Massive funding cuts to UK higher education are "starting to be noticed" on the international stage, a university leader has warned.
Michael Arthur, chair of the Russell Group of large research-intensive universities and vice-chancellor of the University of Leeds, said the UK was the only "serious player" on the world stage not investing more in higher education. His comments came after the Institute for Fiscal Studies (IFS) warned that unprotected government spending, including higher education, could face cuts of up to 33 per cent in the next few years.
In his emergency Budget on 22 June, the Chancellor, George Osborne, said that such spending would be reduced by an average of 25 per cent, but he noted that there were "particular pressures" on education and defence.
According to the IFS, if spending on schools and defence is cut by only 10 per cent, the Department for Business, Innovation and Skills will be among those picking up the tab.
At a Westminster Education Forum conference in London, Professor Arthur said: "If 25 per cent (of funding) is removed ... then quality will go down like night follows day, there is no question in my mind about that."
He said that major industrial nations such as France, Germany and the US were still increasing investment in higher education despite the world recession.
"These are international comparisons that are starting to be noticed," he added.
Professor Arthur said that to preserve jobs he would be "highly supportive" of a two-year pay freeze for university staff in an echo of the government's public sector policy.
Meanwhile, university finance directors have been asked directly for ideas on cutting waste in a letter from the Prime Minister and his deputy.
The letter, part of the government's Spending Challenge initiative, was aimed at public sector workers, but its distribution to universities is being seen as evidence that higher education will be targeted for cuts.
The funding challenge has also been addressed by David and Ed Miliband, who are vying for the leadership of the Labour Party.
In a newspaper article last week, Ed Miliband said he would be in favour of replacing the tuition fees system with a graduate tax, while his brother was due to use a speech on 30 June to pledge support for expansion of the sector.

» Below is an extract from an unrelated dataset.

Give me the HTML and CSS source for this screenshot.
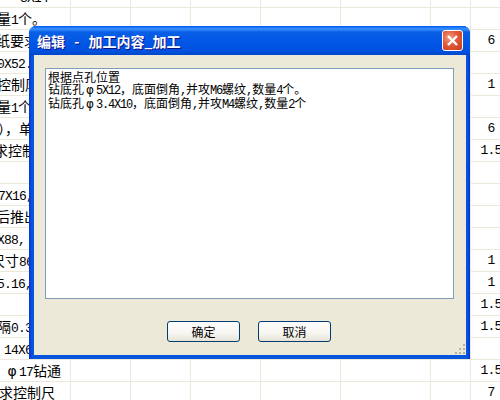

In a separate development this week, the Higher Education Careers Services Unit (Hecsu) warned that graduate unemployment could reach record levels as a result of public cuts, possibly exceeding 20 per cent. The highest rate of graduate unemployment previously recorded was 13.5 per cent, in 1983.
Hecsu also predicted that up to 240,000 graduates - equal to an entire year's university graduating cohort - could lose their jobs.
It said that public sector cuts could have a disproportionate effect on graduates because a higher proportion of public than private sector workers are qualified to degree level.